STATED TASK: All the data must come back unchanged, except that pictures are left out.

PROVIDED DATA:

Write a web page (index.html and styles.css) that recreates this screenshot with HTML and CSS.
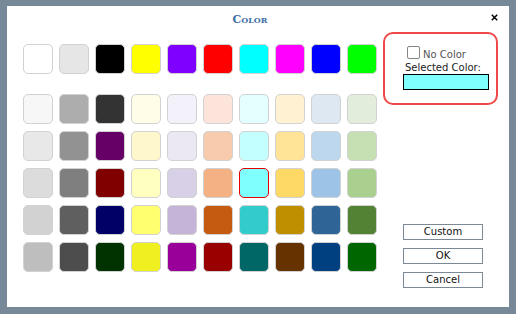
FILE: index.html
```html
<!DOCTYPE html>
<html>
<head>
<meta charset="utf-8">
<link rel="stylesheet" href="styles.css">
</head>
<body>
<div class="dialog">
  <div class="header">
    <span class="title">Color</span>
    <span class="close"><svg width="7" height="7" viewBox="0 0 7 7"><path d="M0.8 0.8L6.2 6.2M6.2 0.8L0.8 6.2" stroke="#000" stroke-width="1.5" fill="none"/></svg></span>
  </div>
  <div class="body">
    <div class="palette">
      <div class="row top">
        <div class="sw" style="background:#ffffff"></div>
        <div class="sw" style="background:#e6e6e6"></div>
        <div class="sw" style="background:#000000"></div>
        <div class="sw" style="background:#ffff00"></div>
        <div class="sw" style="background:#8000ff"></div>
        <div class="sw" style="background:#ff0000"></div>
        <div class="sw" style="background:#00ffff"></div>
        <div class="sw" style="background:#ff00ff"></div>
        <div class="sw" style="background:#0000ff"></div>
        <div class="sw" style="background:#00ff00"></div>
      </div>
      <div class="grid">
        <div class="sw" style="background:#f7f7f7"></div>
        <div class="sw" style="background:#adadad"></div>
        <div class="sw" style="background:#333333"></div>
        <div class="sw" style="background:#fffce8"></div>
        <div class="sw" style="background:#f3f1f9"></div>
        <div class="sw" style="background:#fce4da"></div>
        <div class="sw" style="background:#e4ffff"></div>
        <div class="sw" style="background:#fff1d1"></div>
        <div class="sw" style="background:#dde8f3"></div>
        <div class="sw" style="background:#e2eedb"></div>

        <div class="sw" style="background:#e8e8e8"></div>
        <div class="sw" style="background:#929292"></div>
        <div class="sw" style="background:#660066"></div>
        <div class="sw" style="background:#fff7cc"></div>
        <div class="sw" style="background:#ebe7f3"></div>
        <div class="sw" style="background:#f7cbac"></div>
        <div class="sw" style="background:#c4ffff"></div>
        <div class="sw" style="background:#ffe497"></div>
        <div class="sw" style="background:#bdd7ee"></div>
        <div class="sw" style="background:#c6e0b4"></div>

        <div class="sw" style="background:#dcdcdc"></div>
        <div class="sw" style="background:#7f7f7f"></div>
        <div class="sw" style="background:#800000"></div>
        <div class="sw" style="background:#ffffc0"></div>
        <div class="sw" style="background:#d8d0e6"></div>
        <div class="sw" style="background:#f4b183"></div>
        <div class="sw selected" style="background:#80ffff"></div>
        <div class="sw" style="background:#ffd966"></div>
        <div class="sw" style="background:#9dc3e6"></div>
        <div class="sw" style="background:#a9d08e"></div>

        <div class="sw" style="background:#d2d2d2"></div>
        <div class="sw" style="background:#5f5f5f"></div>
        <div class="sw" style="background:#000066"></div>
        <div class="sw" style="background:#ffff70"></div>
        <div class="sw" style="background:#c6b4d8"></div>
        <div class="sw" style="background:#c55a11"></div>
        <div class="sw" style="background:#33cccc"></div>
        <div class="sw" style="background:#bf8f00"></div>
        <div class="sw" style="background:#2f6496"></div>
        <div class="sw" style="background:#548235"></div>

        <div class="sw" style="background:#bebebe"></div>
        <div class="sw" style="background:#4d4d4d"></div>
        <div class="sw" style="background:#003300"></div>
        <div class="sw" style="background:#f0f020"></div>
        <div class="sw" style="background:#990099"></div>
        <div class="sw" style="background:#990000"></div>
        <div class="sw" style="background:#006666"></div>
        <div class="sw" style="background:#663300"></div>
        <div class="sw" style="background:#003f80"></div>
        <div class="sw" style="background:#006600"></div>
      </div>
    </div>
    <div class="side">
      <div class="current">
        <label class="nocolor"><input type="checkbox" class="chk"><span>No Color</span></label>
        <div class="sel-label">Selected Color:</div>
        <div class="sel-box"></div>
      </div>
      <div class="buttons">
        <button class="btn">Custom</button>
        <button class="btn">OK</button>
        <button class="btn">Cancel</button>
      </div>
    </div>
  </div>
</div>
</body>
</html>
```
FILE: styles.css
```css
html, body {
  margin: 0;
  padding: 0;
  background: #778899;
  width: 516px;
  height: 314px;
  overflow: hidden;
}
body {
  padding: 6px 7px;
  box-sizing: border-box;
}
.dialog {
  position: relative;
  background: #ffffff;
  width: 502px;
  height: 301px;
  font-family: "DejaVu Sans", Verdana, sans-serif;
  font-size: 10px;
}
.header {
  height: 26px;
  display: flex;
  justify-content: center;
  align-items: center;
  padding-right: 16px;
}
.title {
  font-family: "DejaVu Serif", Georgia, serif;
  font-weight: bold;
  font-variant: small-caps;
  font-size: 11px;
  color: #3d6fa6;
}
.close {
  position: absolute;
  right: 11px;
  top: 8px;
  width: 7px;
  height: 7px;
  display: block;
  line-height: 0;
}
.body {
  display: flex;
  padding-left: 16px;
}
.palette {
  padding-top: 12px;
}
.row {
  display: flex;
  gap: 6px;
}
.grid {
  margin-top: 20px;
  display: grid;
  grid-template-columns: repeat(10, 30px);
  column-gap: 6px;
  row-gap: 7px;
}
.sw {
  width: 30px;
  height: 30px;
  box-sizing: border-box;
  border: 1px solid #d2d2d2;
  border-radius: 5px;
}
.sw.selected {
  border-color: #e60000;
}
.side {
  margin-left: 6px;
  display: flex;
  flex-direction: column;
}
.current {
  width: 115px;
  height: 73px;
  box-sizing: border-box;
  border: 2px solid #f04848;
  border-radius: 10px;
  padding: 12px 0 0 18px;
}
.nocolor {
  display: flex;
  align-items: center;
  color: #555;
  margin-left: 4px;
  height: 13px;
}
.chk {
  appearance: none;
  -webkit-appearance: none;
  margin: 0 3px 0 0;
  width: 13px;
  height: 13px;
  box-sizing: border-box;
  border: 1px solid #858585;
  border-radius: 2px;
  background: #fff;
}
.nocolor span {
  margin-top: 4px;
}
.sel-label {
  color: #222;
  margin-top: 3px;
  margin-left: 2px;
  line-height: 12px;
}
.sel-box {
  width: 86px;
  height: 16px;
  box-sizing: border-box;
  border: 1px solid #000;
  background: #80ffff;
}
.buttons {
  margin-top: 119px;
  margin-left: 20px;
  display: flex;
  flex-direction: column;
  gap: 8px;
}
.btn {
  width: 80px;
  height: 16px;
  padding: 0;
  box-sizing: border-box;
  border: 1px solid #7b8896;
  background: #fff;
  font-family: "DejaVu Sans", Verdana, sans-serif;
  font-size: 10px;
  color: #111;
  line-height: 14px;
}
```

RESPONSE TO THE TASK:
Write a web page (index.html and styles.css) that recreates this screenshot with HTML and CSS.
FILE: index.html
```html
<!DOCTYPE html>
<html>
<head>
<meta charset="utf-8">
<link rel="stylesheet" href="styles.css">
</head>
<body>
<div class="dialog">
  <div class="header">
    <span class="title">Color</span>
    <span class="close"><svg width="7" height="7" viewBox="0 0 7 7"><path d="M0.8 0.8L6.2 6.2M6.2 0.8L0.8 6.2" stroke="#000" stroke-width="1.5" fill="none"/></svg></span>
  </div>
  <div class="body">
    <div class="palette">
      <div class="row top">
        <div class="sw" style="background:#ffffff"></div>
        <div class="sw" style="background:#e6e6e6"></div>
        <div class="sw" style="background:#000000"></div>
        <div class="sw" style="background:#ffff00"></div>
        <div class="sw" style="background:#8000ff"></div>
        <div class="sw" style="background:#ff0000"></div>
        <div class="sw" style="background:#00ffff"></div>
        <div class="sw" style="background:#ff00ff"></div>
        <div class="sw" style="background:#0000ff"></div>
        <div class="sw" style="background:#00ff00"></div>
      </div>
      <div class="grid">
        <div class="sw" style="background:#f7f7f7"></div>
        <div class="sw" style="background:#adadad"></div>
        <div class="sw" style="background:#333333"></div>
        <div class="sw" style="background:#fffce8"></div>
        <div class="sw" style="background:#f3f1f9"></div>
        <div class="sw" style="background:#fce4da"></div>
        <div class="sw" style="background:#e4ffff"></div>
        <div class="sw" style="background:#fff1d1"></div>
        <div class="sw" style="background:#dde8f3"></div>
        <div class="sw" style="background:#e2eedb"></div>

        <div class="sw" style="background:#e8e8e8"></div>
        <div class="sw" style="background:#929292"></div>
        <div class="sw" style="background:#660066"></div>
        <div class="sw" style="background:#fff7cc"></div>
        <div class="sw" style="background:#ebe7f3"></div>
        <div class="sw" style="background:#f7cbac"></div>
        <div class="sw" style="background:#c4ffff"></div>
        <div class="sw" style="background:#ffe497"></div>
        <div class="sw" style="background:#bdd7ee"></div>
        <div class="sw" style="background:#c6e0b4"></div>

        <div class="sw" style="background:#dcdcdc"></div>
        <div class="sw" style="background:#7f7f7f"></div>
        <div class="sw" style="background:#800000"></div>
        <div class="sw" style="background:#ffffc0"></div>
        <div class="sw" style="background:#d8d0e6"></div>
        <div class="sw" style="background:#f4b183"></div>
        <div class="sw selected" style="background:#80ffff"></div>
        <div class="sw" style="background:#ffd966"></div>
        <div class="sw" style="background:#9dc3e6"></div>
        <div class="sw" style="background:#a9d08e"></div>

        <div class="sw" style="background:#d2d2d2"></div>
        <div class="sw" style="background:#5f5f5f"></div>
        <div class="sw" style="background:#000066"></div>
        <div class="sw" style="background:#ffff70"></div>
        <div class="sw" style="background:#c6b4d8"></div>
        <div class="sw" style="background:#c55a11"></div>
        <div class="sw" style="background:#33cccc"></div>
        <div class="sw" style="background:#bf8f00"></div>
        <div class="sw" style="background:#2f6496"></div>
        <div class="sw" style="background:#548235"></div>

        <div class="sw" style="background:#bebebe"></div>
        <div class="sw" style="background:#4d4d4d"></div>
        <div class="sw" style="background:#003300"></div>
        <div class="sw" style="background:#f0f020"></div>
        <div class="sw" style="background:#990099"></div>
        <div class="sw" style="background:#990000"></div>
        <div class="sw" style="background:#006666"></div>
        <div class="sw" style="background:#663300"></div>
        <div class="sw" style="background:#003f80"></div>
        <div class="sw" style="background:#006600"></div>
      </div>
    </div>
    <div class="side">
      <div class="current">
        <label class="nocolor"><input type="checkbox" class="chk"><span>No Color</span></label>
        <div class="sel-label">Selected Color:</div>
        <div class="sel-box"></div>
      </div>
      <div class="buttons">
        <button class="btn">Custom</button>
        <button class="btn">OK</button>
        <button class="btn">Cancel</button>
      </div>
    </div>
  </div>
</div>
</body>
</html>
```
FILE: styles.css
```css
html, body {
  margin: 0;
  padding: 0;
  background: #778899;
  width: 516px;
  height: 314px;
  overflow: hidden;
}
body {
  padding: 6px 7px;
  box-sizing: border-box;
}
.dialog {
  position: relative;
  background: #ffffff;
  width: 502px;
  height: 301px;
  font-family: "DejaVu Sans", Verdana, sans-serif;
  font-size: 10px;
}
.header {
  height: 26px;
  display: flex;
  justify-content: center;
  align-items: center;
  padding-right: 16px;
}
.title {
  font-family: "DejaVu Serif", Georgia, serif;
  font-weight: bold;
  font-variant: small-caps;
  font-size: 11px;
  color: #3d6fa6;
}
.close {
  position: absolute;
  right: 11px;
  top: 8px;
  width: 7px;
  height: 7px;
  display: block;
  line-height: 0;
}
.body {
  display: flex;
  padding-left: 16px;
}
.palette {
  padding-top: 12px;
}
.row {
  display: flex;
  gap: 6px;
}
.grid {
  margin-top: 20px;
  display: grid;
  grid-template-columns: repeat(10, 30px);
  column-gap: 6px;
  row-gap: 7px;
}
.sw {
  width: 30px;
  height: 30px;
  box-sizing: border-box;
  border: 1px solid #d2d2d2;
  border-radius: 5px;
}
.sw.selected {
  border-color: #e60000;
}
.side {
  margin-left: 6px;
  display: flex;
  flex-direction: column;
}
.current {
  width: 115px;
  height: 73px;
  box-sizing: border-box;
  border: 2px solid #f04848;
  border-radius: 10px;
  padding: 12px 0 0 18px;
}
.nocolor {
  display: flex;
  align-items: center;
  color: #555;
  margin-left: 4px;
  height: 13px;
}
.chk {
  appearance: none;
  -webkit-appearance: none;
  margin: 0 3px 0 0;
  width: 13px;
  height: 13px;
  box-sizing: border-box;
  border: 1px solid #858585;
  border-radius: 2px;
  background: #fff;
}
.nocolor span {
  margin-top: 4px;
}
.sel-label {
  color: #222;
  margin-top: 3px;
  margin-left: 2px;
  line-height: 12px;
}
.sel-box {
  width: 86px;
  height: 16px;
  box-sizing: border-box;
  border: 1px solid #000;
  background: #80ffff;
}
.buttons {
  margin-top: 119px;
  margin-left: 20px;
  display: flex;
  flex-direction: column;
  gap: 8px;
}
.btn {
  width: 80px;
  height: 16px;
  padding: 0;
  box-sizing: border-box;
  border: 1px solid #7b8896;
  background: #fff;
  font-family: "DejaVu Sans", Verdana, sans-serif;
  font-size: 10px;
  color: #111;
  line-height: 14px;
}
```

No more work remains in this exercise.